» Requirement: Extract, exactly, the lines from the line containing "What React and" to the line containing "import React from", with both lines included and any pictures left out.
◇ ◇ ◇
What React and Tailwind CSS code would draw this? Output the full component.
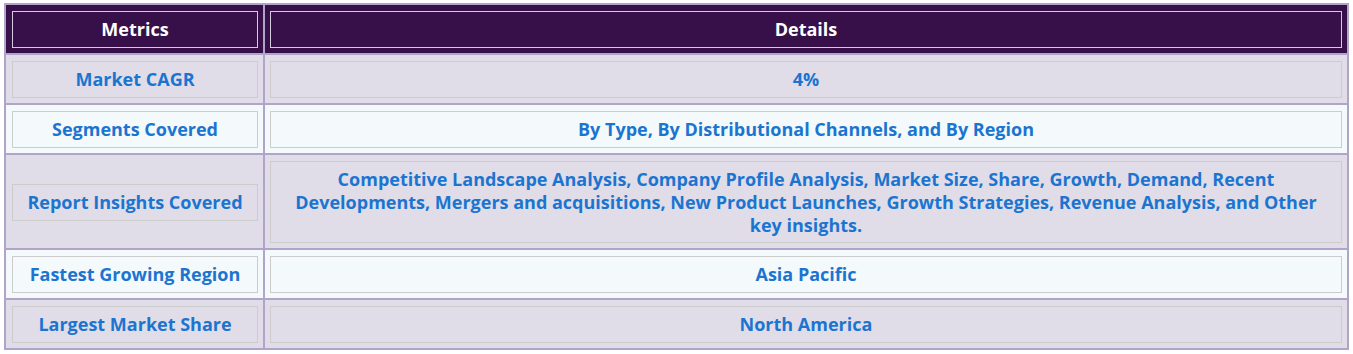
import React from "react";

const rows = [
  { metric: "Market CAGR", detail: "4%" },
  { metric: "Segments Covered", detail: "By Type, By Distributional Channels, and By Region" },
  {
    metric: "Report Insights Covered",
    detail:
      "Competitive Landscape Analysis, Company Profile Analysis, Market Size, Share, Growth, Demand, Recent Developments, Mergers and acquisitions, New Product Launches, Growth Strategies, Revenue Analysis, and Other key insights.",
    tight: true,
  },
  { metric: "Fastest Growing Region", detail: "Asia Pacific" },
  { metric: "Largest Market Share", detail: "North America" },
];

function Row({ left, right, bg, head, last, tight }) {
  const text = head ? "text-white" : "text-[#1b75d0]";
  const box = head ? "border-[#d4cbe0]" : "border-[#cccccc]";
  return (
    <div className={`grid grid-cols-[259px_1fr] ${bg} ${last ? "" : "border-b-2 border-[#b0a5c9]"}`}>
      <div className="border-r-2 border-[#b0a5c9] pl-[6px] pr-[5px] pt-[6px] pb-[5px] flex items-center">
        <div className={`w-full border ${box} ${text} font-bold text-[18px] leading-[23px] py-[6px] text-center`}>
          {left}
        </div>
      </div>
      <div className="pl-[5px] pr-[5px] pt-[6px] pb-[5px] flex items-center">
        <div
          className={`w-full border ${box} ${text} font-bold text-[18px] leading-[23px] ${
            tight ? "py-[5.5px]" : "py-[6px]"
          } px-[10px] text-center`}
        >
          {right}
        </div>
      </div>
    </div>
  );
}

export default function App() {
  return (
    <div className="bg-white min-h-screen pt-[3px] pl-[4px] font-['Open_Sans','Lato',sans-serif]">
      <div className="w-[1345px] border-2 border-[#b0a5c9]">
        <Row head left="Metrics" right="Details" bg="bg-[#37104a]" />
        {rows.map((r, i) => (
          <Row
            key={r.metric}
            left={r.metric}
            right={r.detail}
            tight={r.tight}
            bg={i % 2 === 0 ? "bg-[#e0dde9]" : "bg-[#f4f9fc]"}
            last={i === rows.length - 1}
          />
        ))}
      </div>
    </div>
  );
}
◇ ◇ ◇
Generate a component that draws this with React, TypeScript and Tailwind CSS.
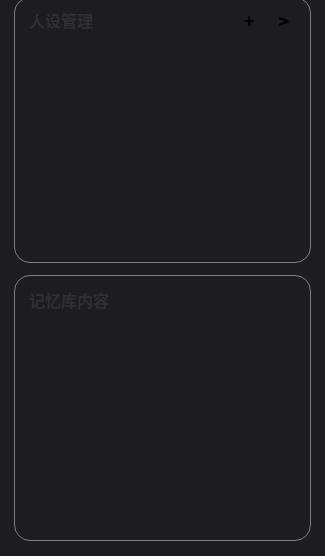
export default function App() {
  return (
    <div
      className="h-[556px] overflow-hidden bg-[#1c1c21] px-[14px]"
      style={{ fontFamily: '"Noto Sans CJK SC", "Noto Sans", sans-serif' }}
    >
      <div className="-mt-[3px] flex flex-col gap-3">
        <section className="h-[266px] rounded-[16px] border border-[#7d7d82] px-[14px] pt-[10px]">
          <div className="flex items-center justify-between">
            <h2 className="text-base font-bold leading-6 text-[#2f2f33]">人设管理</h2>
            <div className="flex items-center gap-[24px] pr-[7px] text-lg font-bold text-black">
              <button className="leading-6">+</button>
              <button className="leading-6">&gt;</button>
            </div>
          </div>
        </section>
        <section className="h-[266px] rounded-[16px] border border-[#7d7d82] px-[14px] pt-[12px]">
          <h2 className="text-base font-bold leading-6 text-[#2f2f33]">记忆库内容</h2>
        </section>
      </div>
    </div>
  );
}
◇ ◇ ◇
» Right answer:
What React and Tailwind CSS code would draw this? Output the full component.
import React from "react";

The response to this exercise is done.